# Exercise objective
Which lines below hold the word "index"? Report each one.

# Data segment
····················
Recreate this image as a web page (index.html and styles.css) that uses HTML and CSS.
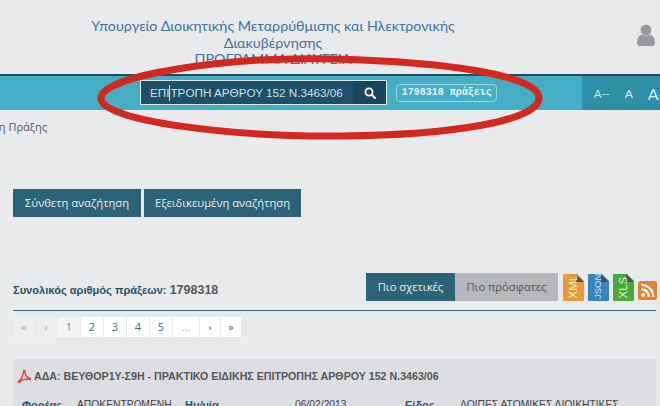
FILE: index.html
```html
<!DOCTYPE html>
<html lang="el">
<head>
    <meta charset="UTF-8">
    <title>Πρόγραμμα Διαύγεια</title>
    <link rel="stylesheet" href="styles.css">
</head>
<body>
    <header class="top">
        <div class="ministry">
            <div>Υπουργείο Διοικητικής Μεταρρύθμισης και Ηλεκτρονικής</div>
            <div>Διακυβέρνησης</div>
            <div>ΠΡΟΓΡΑΜΜΑ ΔΙΑΥΓΕΙΑ</div>
        </div>
        <svg class="user" viewBox="0 0 18 22" width="18" height="22">
            <circle cx="9" cy="6" r="5.4" fill="#97999c"/>
            <path d="M0 19c0-6 3-8 5-8.500 2 1.500 6 1.500 8 0 2 .5 5 2.500 5 8.500 0 2-1 3-3 3H3c-2 0-3-1-3-3z" fill="#97999c"/>
        </svg>
    </header>

    <div class="bar">
        <div class="search">
            <span class="search-text">ΕΠΙ<i class="caret"></i>ΤΡΟΠΗ ΑΡΘΡΟΥ 152 Ν.3463/06</span>
            <span class="search-btn">
                <svg viewBox="0 0 12 12" width="12" height="12">
                    <circle cx="5" cy="5" r="3.600" fill="none" stroke="#fff" stroke-width="1.800"/>
                    <path d="M7.800 7.800L11 11" stroke="#fff" stroke-width="2" stroke-linecap="round"/>
                </svg>
            </span>
        </div>
        <span class="count">1798318 πράξεις</span>
        <div class="sizes">
            <span class="size-s">A--</span>
            <span class="size-m">A</span>
            <span class="size-l">A+</span>
        </div>
    </div>

    <div class="crumb"><span>Αναζήτηση Πράξης</span></div>

    <div class="search-links">
        <a class="btn btn-first">Σύνθετη αναζήτηση</a>
        <a class="btn btn-second">Εξειδικευμένη αναζήτηση</a>
    </div>

    <div class="toolbar">
        <div class="total">Συνολικός αριθμός πράξεων: <b>1798318</b></div>
        <a class="tab tab-on">Πιο σχετικές</a>
        <a class="tab tab-off">Πιο πρόσφατες</a>
        <div class="exports">
            <svg viewBox="0 0 21 27" width="21" height="27">
                <path d="M1 0h13l7 7v19a1 1 0 0 1-1 1H1a1 1 0 0 1-1-1V1a1 1 0 0 1 1-1z" fill="#e79a3c"/>
                <path d="M13 0l8 8h-8z" fill="#4c4f52"/>
                <text class="file-label" transform="translate(13.500 24.500) rotate(-90)" fill="#fff3c0">XML</text>
            </svg>
            <svg viewBox="0 0 21 27" width="21" height="27">
                <path d="M1 0h13l7 7v19a1 1 0 0 1-1 1H1a1 1 0 0 1-1-1V1a1 1 0 0 1 1-1z" fill="#3486bd"/>
                <path d="M13 0l8 8h-8z" fill="#4c4f52"/>
                <text class="file-label file-label-sm" transform="translate(13 25) rotate(-90)" fill="#bfe3f5">JSON</text>
            </svg>
            <svg viewBox="0 0 21 27" width="21" height="27">
                <path d="M1 0h13l7 7v19a1 1 0 0 1-1 1H1a1 1 0 0 1-1-1V1a1 1 0 0 1 1-1z" fill="#4aa83c"/>
                <path d="M13 0l8 8h-8z" fill="#4c4f52"/>
                <text class="file-label" transform="translate(13.500 24.500) rotate(-90)" fill="#d8f5c8">XLS</text>
            </svg>
            <svg class="rss" viewBox="0 0 20 20" width="19" height="19">
                <rect width="20" height="20" rx="3" fill="#e5822f"/>
                <circle cx="5.500" cy="14.500" r="2.200" fill="#fff"/>
                <path d="M3.500 8.500a8 8 0 0 1 8 8M3.500 4a12.500 12.500 0 0 1 12.500 12.500" fill="none" stroke="#fff" stroke-width="2.400"/>
            </svg>
        </div>
    </div>

    <ul class="pager">
        <li class="off">«</li>
        <li class="off">‹</li>
        <li class="cur">1</li>
        <li>2</li>
        <li>3</li>
        <li>4</li>
        <li>5</li>
        <li class="off dots">...</li>
        <li class="arrow">›</li>
        <li class="arrow">»</li>
    </ul>

    <article class="result">
        <h3 class="result-title">
            <svg viewBox="0 0 14 14" width="14" height="14">
                <path d="M1.500 12.500C4 11 6 7 6.500 2.500c0-1.500 1.500-1.500 1.500 0C8 6 10 8.500 12.500 9c1.500.3 1 1.800-.5 1.500C9 10 5 10.500 3 12.800c-1 1-2 .4-1.500-.3z" fill="none" stroke="#e0483c" stroke-width="1.500"/>
            </svg>
            ΑΔΑ: ΒΕΥΘΟΡ1Υ-Σ9Η - ΠΡΑΚΤΙΚΟ ΕΙΔΙΚΗΣ ΕΠΙΤΡΟΠΗΣ ΑΡΘΡΟΥ 152 Ν.3463/06
        </h3>
        <div class="meta">
            <b class="m-a">Φορέας</b><span class="m-b">ΑΠΟΚΕΝΤΡΩΜΕΝΗ</span>
            <b class="m-c">Ημ/νία</b><span class="m-d">06/02/2013</span>
            <b class="m-e">Είδος</b><span>ΛΟΙΠΕΣ ΑΤΟΜΙΚΕΣ ΔΙΟΙΚΗΤΙΚΕΣ</span>
        </div>
    </article>

    <!-- κόκκινος κύκλος πάνω από τη μπάρα -->
    <svg class="circle-mark" viewBox="0 0 660 406" width="660" height="406">
        <path d="M335 59C225 56 98 76 101 99c3 22 130 38 240 37 110-1 198-15 198-38S445 62 335 59z" fill="none" stroke="#d3281f" stroke-width="7"/>
    </svg>
</body>
</html>
```

FILE: styles.css
```css
html, body {
    margin: 0;
    padding: 0;
}

body {
    width: 660px;
    height: 406px;
    overflow: hidden;
    position: relative;
    background-color: #e9eaec;
    font-family: 'Open Sans', sans-serif;
    color: #555;
}

.top {
    height: 74px;
    display: flex;
    box-sizing: border-box;
    padding-top: 18px;
}

.ministry {
    width: 546px;
    text-align: center;
    font-family: 'Lato', 'Open Sans', sans-serif;
    font-size: 14.300px;
    line-height: 16.500px;
    color: #3f719f;
    height: 56px;
    overflow: hidden;
}

.user {
    margin: 6px 0 0 91px;
}

.bar {
    height: 34px;
    border-top: 2px solid #1d4f66;
    background-color: #45adc4;
    display: flex;
    align-items: center;
    padding-left: 140px;
}

.search {
    width: 248px;
    height: 25px;
    box-sizing: border-box;
    border: 1px solid #dcedf1;
    background-color: #1e4f66;
    display: flex;
    margin-top: -1px;
}

.search-text {
    width: 212px;
    box-sizing: border-box;
    padding-left: 9px;
    font-family: 'Liberation Sans', sans-serif;
    font-size: 11.700px;
    line-height: 23px;
    color: #d5dfe4;
    white-space: nowrap;
}

.caret {
    display: inline-block;
    width: 1px;
    height: 16px;
    background-color: #cfe6ec;
    vertical-align: -4px;
}

.search-btn {
    flex: 1;
    background-color: #1a465c;
    display: flex;
    align-items: center;
    justify-content: center;
}

.count {
    margin: -1px 0 0 9px;
    width: 101px;
    height: 18px;
    box-sizing: border-box;
    border: 1px solid #9ed6e3;
    border-radius: 4px;
    font-family: 'Liberation Mono', monospace;
    font-size: 10px;
    font-weight: bold;
    line-height: 16px;
    text-align: center;
    color: #e6f4f7;
    white-space: nowrap;
}

.sizes {
    margin-left: 85px;
    width: 78px;
    flex-shrink: 0;
    align-self: stretch;
    background-color: #2f8fa7;
    display: flex;
    align-items: center;
    color: #dff0f4;
    font-family: 'Lato', sans-serif;
    white-space: nowrap;
}

.size-s {
    font-size: 11px;
    margin-left: 12px;
}

.size-m {
    font-size: 12px;
    margin-left: 15px;
}

.size-l {
    font-size: 16px;
    margin-left: 15px;
}

.crumb {
    width: 47px;
    height: 16px;
    margin-top: 9px;
    display: flex;
    justify-content: flex-end;
    overflow: hidden;
    font-size: 11px;
    line-height: 16px;
    color: #555;
    white-space: nowrap;
}

.crumb span {
    flex-shrink: 0;
}

.search-links {
    display: flex;
    gap: 3px;
    margin: 54px 0 0 13px;
}

.btn {
    height: 28px;
    box-sizing: border-box;
    background-color: #2b6379;
    color: #e6eef1;
    font-size: 11.200px;
    line-height: 28px;
    text-align: center;
    white-space: nowrap;
}

.btn-first {
    width: 128px;
}

.btn-second {
    width: 157px;
}

.toolbar {
    margin: 56px 4px 0 13px;
    height: 38px;
    box-sizing: border-box;
    padding-bottom: 9px;
    border-bottom: 1px solid #2b6379;
    display: flex;
    align-items: stretch;
}

.total {
    width: 353px;
    flex-shrink: 0;
    font-family: 'Liberation Sans', sans-serif;
    font-size: 11.100px;
    font-weight: bold;
    line-height: 34px;
    color: #1f5168;
    white-space: nowrap;
}

.total b {
    font-size: 12.500px;
    color: #555;
}

.tab {
    flex-shrink: 0;
    font-size: 11.200px;
    line-height: 28px;
    text-align: center;
    white-space: nowrap;
}

.tab-on {
    width: 89px;
    background-color: #2b6379;
    color: #e6eef1;
}

.tab-off {
    width: 103px;
    background-color: #b6b7ba;
    color: #555;
}

.exports {
    display: flex;
    align-items: flex-start;
    gap: 4px;
    margin-left: 5px;
    padding-top: 1px;
}

.exports svg {
    flex-shrink: 0;
}

.rss {
    margin-top: 7px;
}

.file-label {
    font-family: 'Liberation Sans', sans-serif;
    font-size: 11.500px;
}

.file-label-sm {
    font-size: 9.500px;
}

.pager {
    list-style: none;
    display: flex;
    margin: 6px 0 0 13px;
    padding: 0;
    height: 20px;
}

.pager li {
    width: 22px;
    margin-right: 1px;
    background-color: #fff;
    color: #3d7187;
    font-size: 11px;
    line-height: 20px;
    text-align: center;
}

.pager .off {
    width: 21.500px;
    background-color: #eeeff0;
    color: #aaa;
}

.pager .cur {
    background-color: #f4f4f5;
    color: #888;
}

.pager .dots {
    background-color: #fff;
    width: 26px;
}

.pager .arrow {
    width: 20px;
}

.result {
    margin: 22px 4px 0 13px;
    height: 60px;
    box-sizing: border-box;
    padding: 9px 4px 0 4px;
    background-color: #dcdee1;
}

.result-title {
    margin: 0;
    display: flex;
    align-items: center;
    gap: 3px;
    font-family: 'Liberation Sans', sans-serif;
    font-size: 10.650px;
    line-height: 16px;
    font-weight: bold;
    color: #555;
    white-space: nowrap;
}

.meta {
    display: flex;
    margin-top: 14px;
    padding-left: 5px;
    font-family: 'Liberation Sans', sans-serif;
    font-size: 10.300px;
    line-height: 14px;
    color: #444;
    white-space: nowrap;
}

.meta b {
    color: #1f5a86;
    font-size: 11px;
}

.m-a {
    width: 55px;
}

.m-b {
    width: 108px;
}

.m-c {
    width: 110px;
}

.m-d {
    width: 110px;
}

.m-e {
    width: 55px;
}

.circle-mark {
    position: absolute;
    left: 0;
    top: 0;
    pointer-events: none;
}
```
····················
# Final result
Recreate this image as a web page (index.html and styles.css) that uses HTML and CSS.
FILE: index.html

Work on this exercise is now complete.